# [Job]
Transcribe the data in full and exactly, omitting any pictures.

─── Records shown ───

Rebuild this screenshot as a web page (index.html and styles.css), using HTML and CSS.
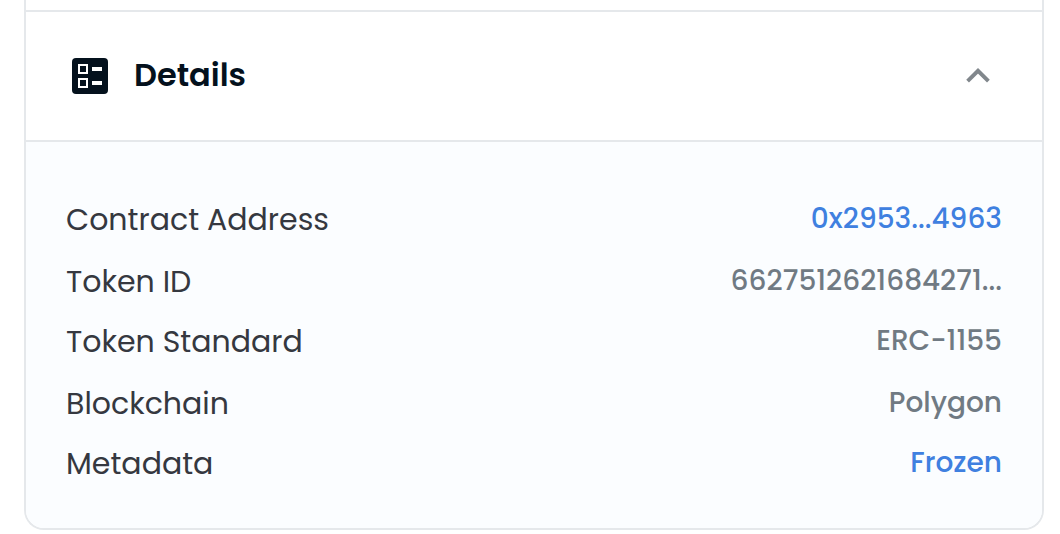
FILE: index.html
```html
<!DOCTYPE html>
<html lang="en">
<head>
<meta charset="utf-8">
<title>Details</title>
<link rel="stylesheet" href="styles.css">
</head>
<body>
<section class="panel">
  <header class="panel-header">
    <svg class="icon" width="36" height="36" viewBox="0 0 36 36">
      <rect width="36" height="36" rx="4" fill="#04111d"/>
      <path d="M7 7h8v8H7zM7 21h8v8H7z" fill="none" stroke="#fff" stroke-width="2"/>
      <path d="M20 9h10v4H20zM20 23h10v4H20z" fill="#fff"/>
    </svg>
    <h2 class="title">Details</h2>
    <svg class="chevron" width="24" height="16" viewBox="0 0 24 16">
      <path d="M1.6 13.1 12 2.8 22.4 13.1" fill="none" stroke="#81878c" stroke-width="3.9"/>
    </svg>
  </header>
  <dl class="rows">
    <div class="row"><dt>Contract Address</dt><dd class="link">0x2953...4963</dd></div>
    <div class="row"><dt>Token ID</dt><dd>6627512621684271...</dd></div>
    <div class="row"><dt>Token Standard</dt><dd>ERC-1155</dd></div>
    <div class="row"><dt>Blockchain</dt><dd>Polygon</dd></div>
    <div class="row"><dt>Metadata</dt><dd class="link">Frozen</dd></div>
  </dl>
</section>
</body>
</html>
```
FILE: styles.css
```css
* { box-sizing: border-box; }
body { margin: 0; background: #fff; font-family: Poppins, Inter, sans-serif; overflow: hidden; }
.panel {
  width: 1020px;
  height: 530px;
  margin-left: 24px;
  padding-top: 10px;
  border: 2px solid #e5e8eb;
  border-top: 0;
  border-radius: 0 0 20px 20px;
  overflow: hidden;
}
.panel-header {
  display: flex;
  align-items: center;
  height: 132px;
  padding: 0 52px 0 46px;
  border-top: 2px solid #e5e8eb;
  border-bottom: 2px solid #e5e8eb;
}
.title {
  flex: 1;
  margin: 0 0 3px 26px;
  font-size: 32px;
  font-weight: 600;
  line-height: 125px;
  color: #04111d;
}
.chevron { display: block; }
.rows {
  display: grid;
  grid-template-rows: 62px 60px 62px 60px 60px;
  height: 386px;
  margin: 0;
  padding: 48px 40px 0;
  background: #fbfdff;
}
.row { display: flex; justify-content: space-between; align-items: flex-start; white-space: nowrap; }
dt { font-size: 30px; line-height: 60px; color: #353840; }
dd { margin: 0; font-size: 28px; font-weight: 500; line-height: 58px; color: #707a83; }
.link { color: #3f80e0; }
```
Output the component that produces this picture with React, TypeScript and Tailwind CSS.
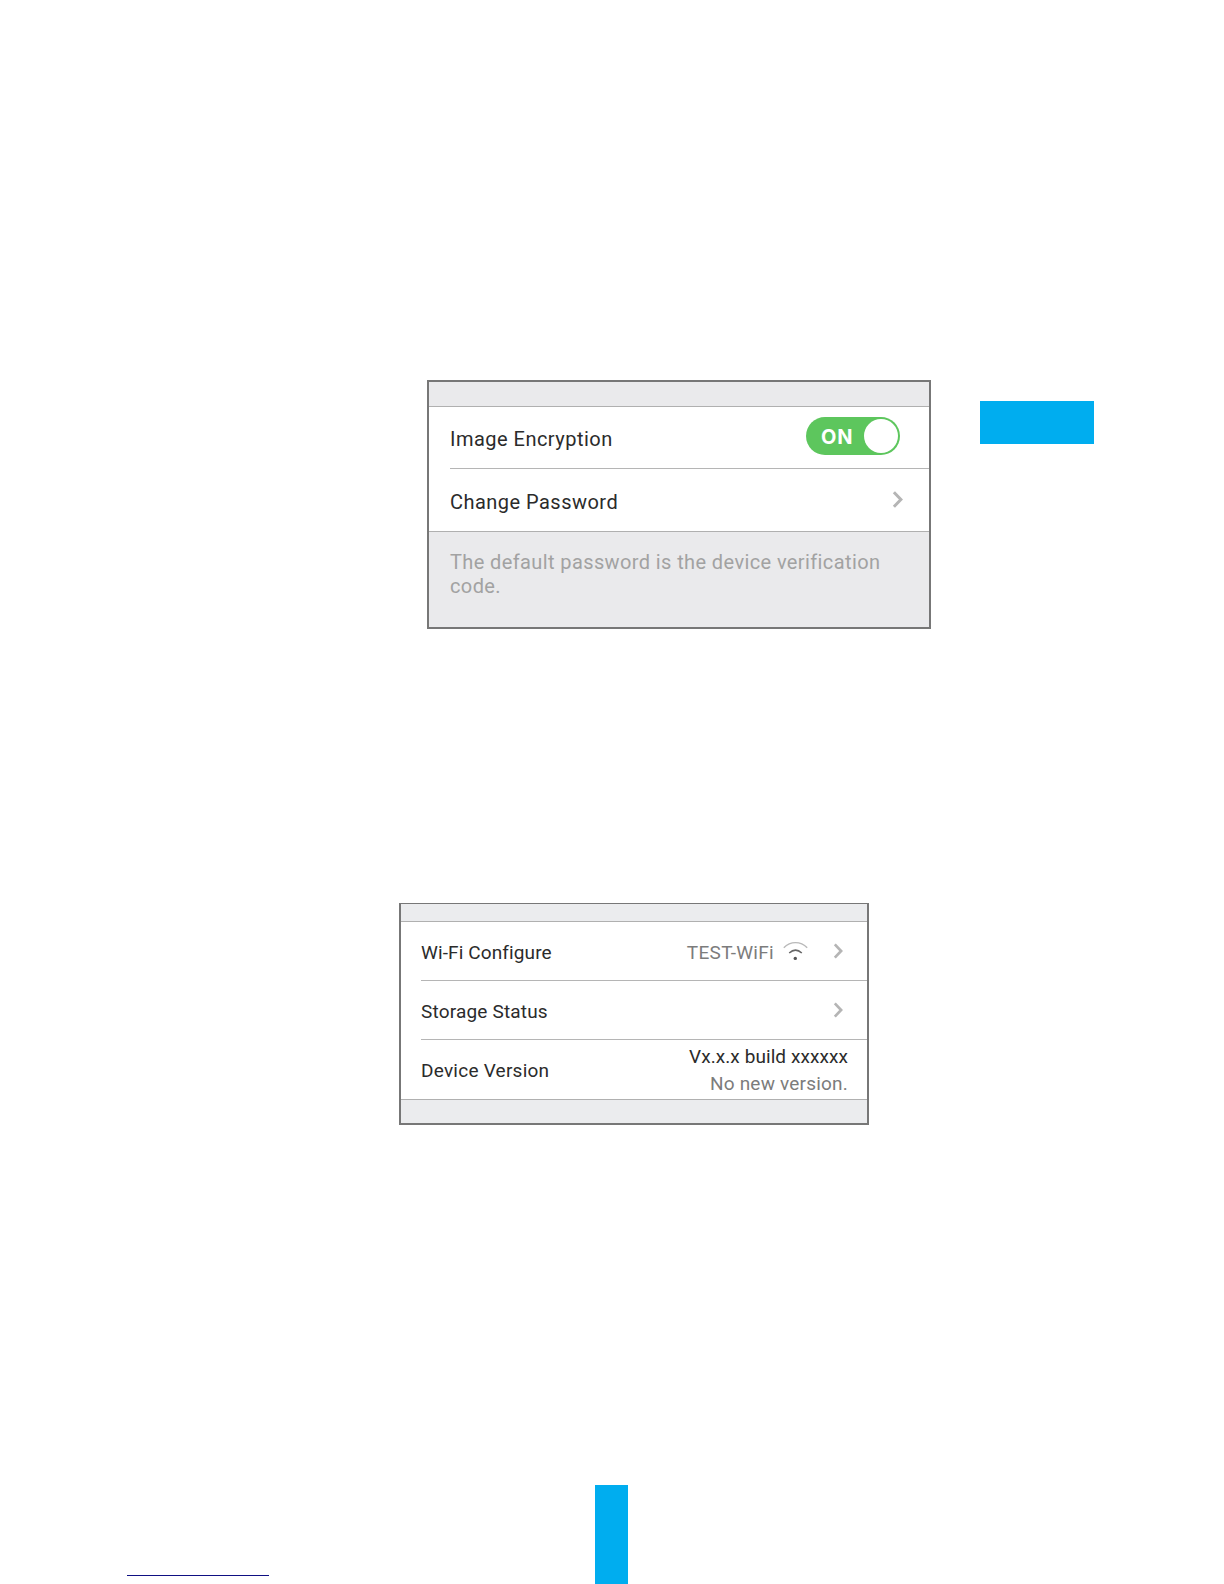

───

# [Response]
Rebuild this screenshot as a web page (index.html and styles.css), using HTML and CSS.
FILE: index.html
```html
<!DOCTYPE html>
<html lang="en">
<head>
<meta charset="utf-8">
<title>Details</title>
<link rel="stylesheet" href="styles.css">
</head>
<body>
<section class="panel">
  <header class="panel-header">
    <svg class="icon" width="36" height="36" viewBox="0 0 36 36">
      <rect width="36" height="36" rx="4" fill="#04111d"/>
      <path d="M7 7h8v8H7zM7 21h8v8H7z" fill="none" stroke="#fff" stroke-width="2"/>
      <path d="M20 9h10v4H20zM20 23h10v4H20z" fill="#fff"/>
    </svg>
    <h2 class="title">Details</h2>
    <svg class="chevron" width="24" height="16" viewBox="0 0 24 16">
      <path d="M1.6 13.1 12 2.8 22.4 13.1" fill="none" stroke="#81878c" stroke-width="3.9"/>
    </svg>
  </header>
  <dl class="rows">
    <div class="row"><dt>Contract Address</dt><dd class="link">0x2953...4963</dd></div>
    <div class="row"><dt>Token ID</dt><dd>6627512621684271...</dd></div>
    <div class="row"><dt>Token Standard</dt><dd>ERC-1155</dd></div>
    <div class="row"><dt>Blockchain</dt><dd>Polygon</dd></div>
    <div class="row"><dt>Metadata</dt><dd class="link">Frozen</dd></div>
  </dl>
</section>
</body>
</html>
```
FILE: styles.css
```css
* { box-sizing: border-box; }
body { margin: 0; background: #fff; font-family: Poppins, Inter, sans-serif; overflow: hidden; }
.panel {
  width: 1020px;
  height: 530px;
  margin-left: 24px;
  padding-top: 10px;
  border: 2px solid #e5e8eb;
  border-top: 0;
  border-radius: 0 0 20px 20px;
  overflow: hidden;
}
.panel-header {
  display: flex;
  align-items: center;
  height: 132px;
  padding: 0 52px 0 46px;
  border-top: 2px solid #e5e8eb;
  border-bottom: 2px solid #e5e8eb;
}
.title {
  flex: 1;
  margin: 0 0 3px 26px;
  font-size: 32px;
  font-weight: 600;
  line-height: 125px;
  color: #04111d;
}
.chevron { display: block; }
.rows {
  display: grid;
  grid-template-rows: 62px 60px 62px 60px 60px;
  height: 386px;
  margin: 0;
  padding: 48px 40px 0;
  background: #fbfdff;
}
.row { display: flex; justify-content: space-between; align-items: flex-start; white-space: nowrap; }
dt { font-size: 30px; line-height: 60px; color: #353840; }
dd { margin: 0; font-size: 28px; font-weight: 500; line-height: 58px; color: #707a83; }
.link { color: #3f80e0; }
```
Output the component that produces this picture with React, TypeScript and Tailwind CSS.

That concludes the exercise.